Le bal des anciens élèves avait commencé depuis une heure à peine que déjà bon nombre de danseurs étaient éméchés et les trois quarts des autres bien partis, et à présent les potins allaient bon train, les coeurs s’épanchaient et les amours anciennes mouraient et renaissaient sous les étoiles en carton du gymnase de l’université de Darton Hall.
Amy Robinson parlait à Jan Huebner, une de ses anciennes camarades de chambre, du meurtre, l’année précédente, de Karen Burns qui partageait également leur chambre à l’époque. « C’est typique de Karen, dit Amy.
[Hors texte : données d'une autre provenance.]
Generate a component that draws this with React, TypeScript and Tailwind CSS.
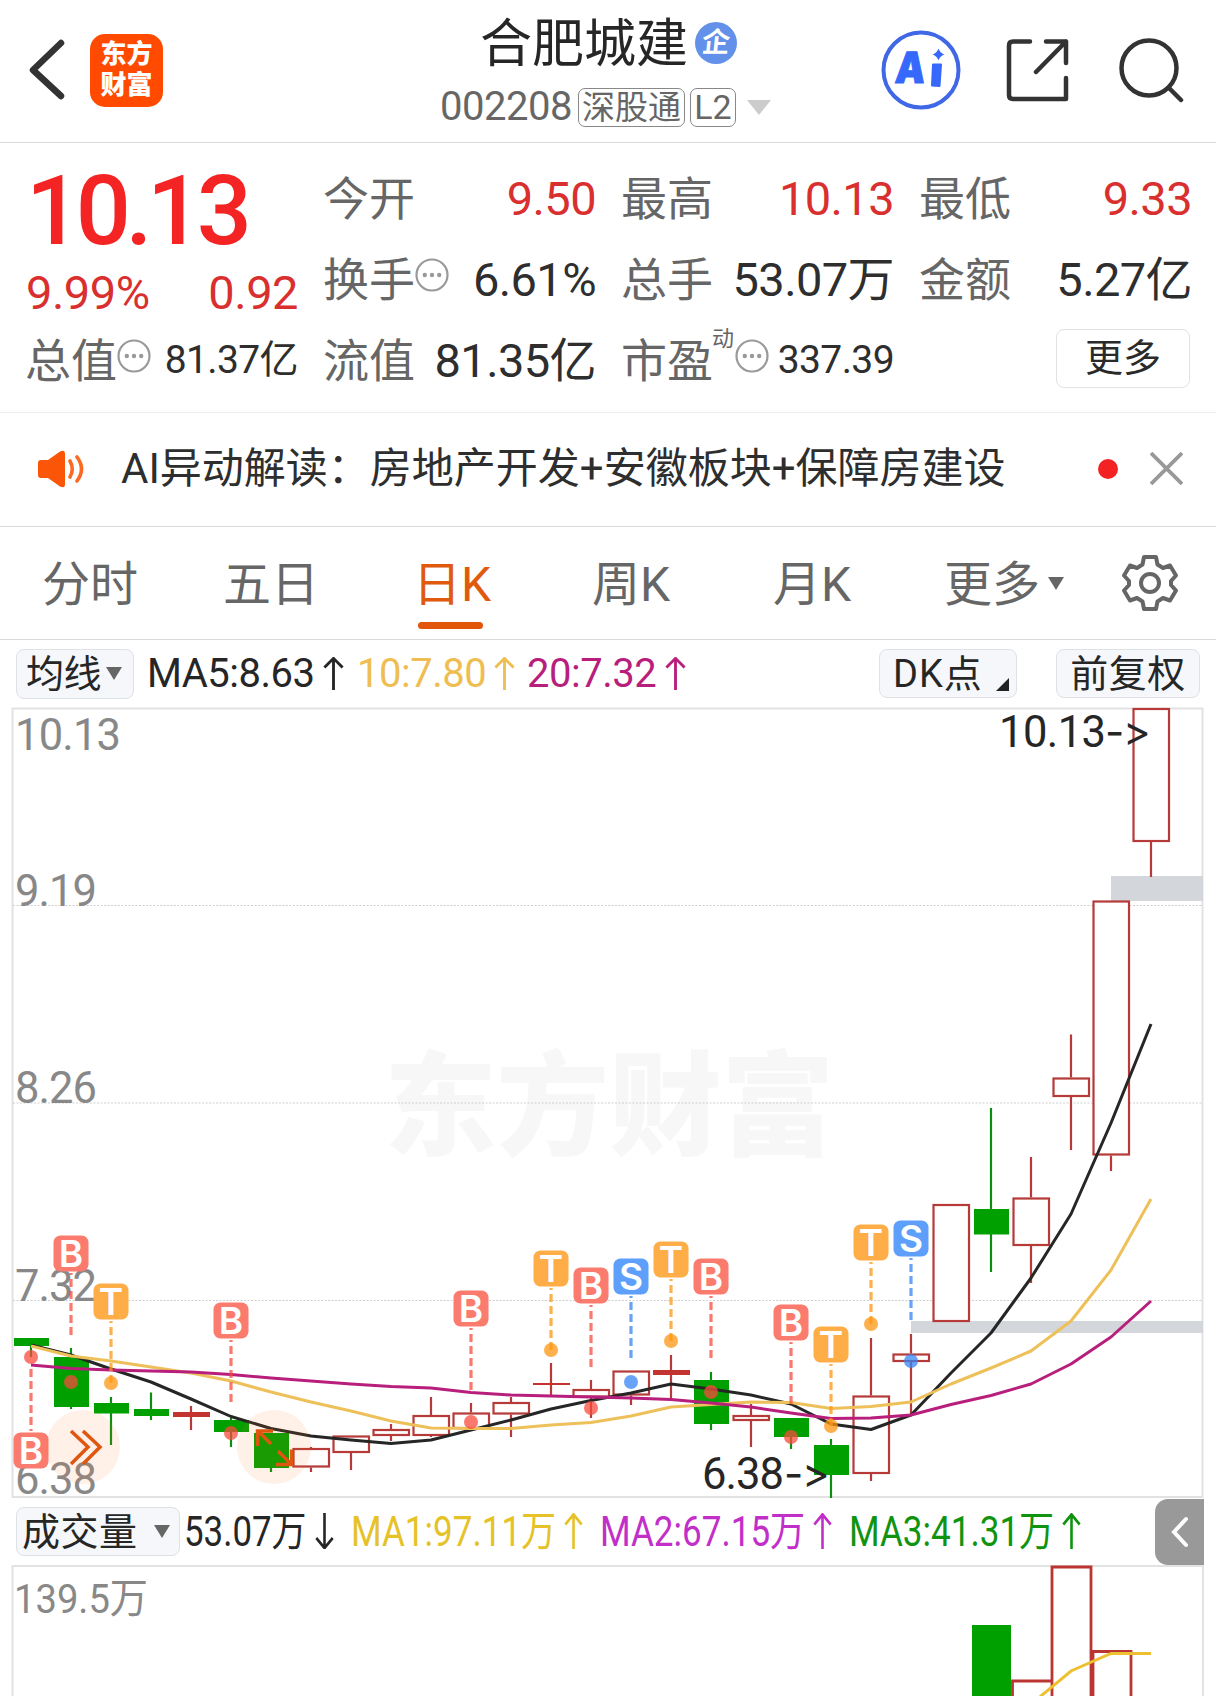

Finir assassinée comme ça. Ça ne pouvait arriver qu’à elle. A personne d’autre.
– C’est vrai, oui », répondit Jan. Elle resta un instant silencieuse. « Vas-y, raconte, ma belle. Des détails. »
– Amy haussa les épaules avec une lassitude désabusée.
« Rien de nouveau, j’en ai bien peur. L’éternelle histoire de Karen – toujours aussi ingénue. Elle fait confiance à tout le monde et se fait écrabouiller.
– Pauvre fille, dit Jan.
– Pauvre femme », rectifia Amy.
Jan grimaça. « Femme, cadavre, peu importe. Toujours célibataire, je suppose. Karen ? »

Premières lignes de Le Criminel (1981) de Jim Thompson

La journée avait été plutôt bonne, dans l’ensemble, c’est pourquoi j’aurais dû me douter qu’elle finirait mal. Si vous avez lu les journaux, ces derniers temps, vous savez sans doute déjà de quoi je veux parler. Ça se passe toujours comme ça, chez moi, on dirait. Aussi loin que je me souvienne, ça n’a jamais manqué. Je me réveille en forme, un matin, je me sens capable d’avaler mon petit déjeuner, pour une fois, et j’arrive même à trouver une place assise dans le train de huit heures cinq. Et ça continue de la même façon toute la journée – aucun problème, tout marche comme sur des roulettes. Mes reins me laissent tranquille. J’échappe même à ces migraines terribles qui me martellent le crâne si souvent. Puis, je rentre à la maison, et, je ne sais trop comment, entre le moment où j’arrive chez moi et celui où je vais me coucher, il y a quelque chose qui vient tout gâcher. A chaque fois. En tout cas j’ai l’impression que ça arrive à chaque fois.